If you are writing to only 10% of the LBA range, you should have 90% of
the LBA range in addition to the normal reserve. This should mean that you’ve
got 10x the normal reserve (since normally the reserve is in the 10% range,
give or take). SD cards don’t lose capacity. Then tend to fail read-only or read-never
when they reach their end of life.

So let’s do the math. 512MB cards tended to have write speeds of maybe 6MB/s.
At 6MB/s, that’s about 518MB/day, or one drive write per day. Most SD cards,
when you can find a rating, are good for between 0.3 and 1 drive write per day
over their life (some are more durable, granted). 0.3 DWPD would mean that we’re
putting wear not he part at 3x the normal rate. Over several month, that’s nowhere
near the 3 year design point that most SD cards implement. It’s maybe 2 years of
wear tops. If it’s a better card, it isn’t even one year worth of writes.

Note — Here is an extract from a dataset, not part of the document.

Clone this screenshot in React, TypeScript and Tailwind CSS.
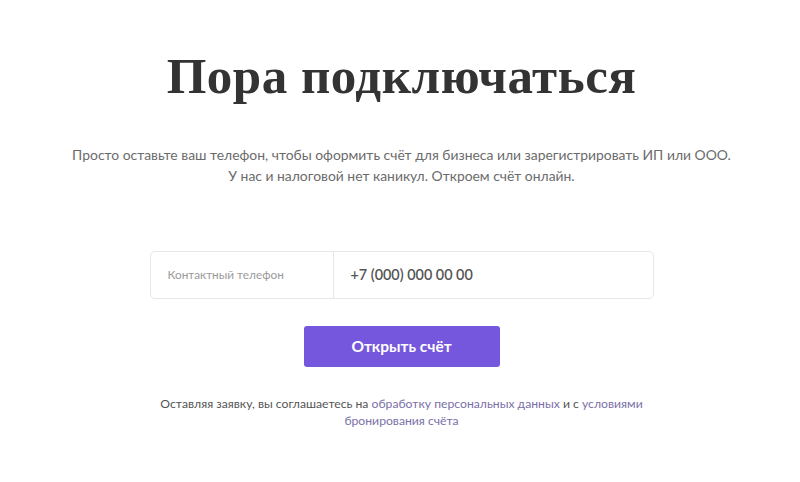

So it isn’t too surprising that Ian’s experience wasn’t so horrible. I ran a similar
experiments and failed to wear things out. It wasn’t until I worked at a NAND
card maker that I ever wore out NAND. And to do that I had to wear out some
tiny percentage of the drive by artificially limiting the range of NAND used to
a range of erase blocks (usually around 50 or maybe 10 GB of space) and writing
at full speed (something in the neighborhood of 1GB/s) would give maybe
50 P/E cycles an hour (due to swell limitations), leading to wear out over a long
weekend… And that’s using ~1% of the capacity of the drive at a time.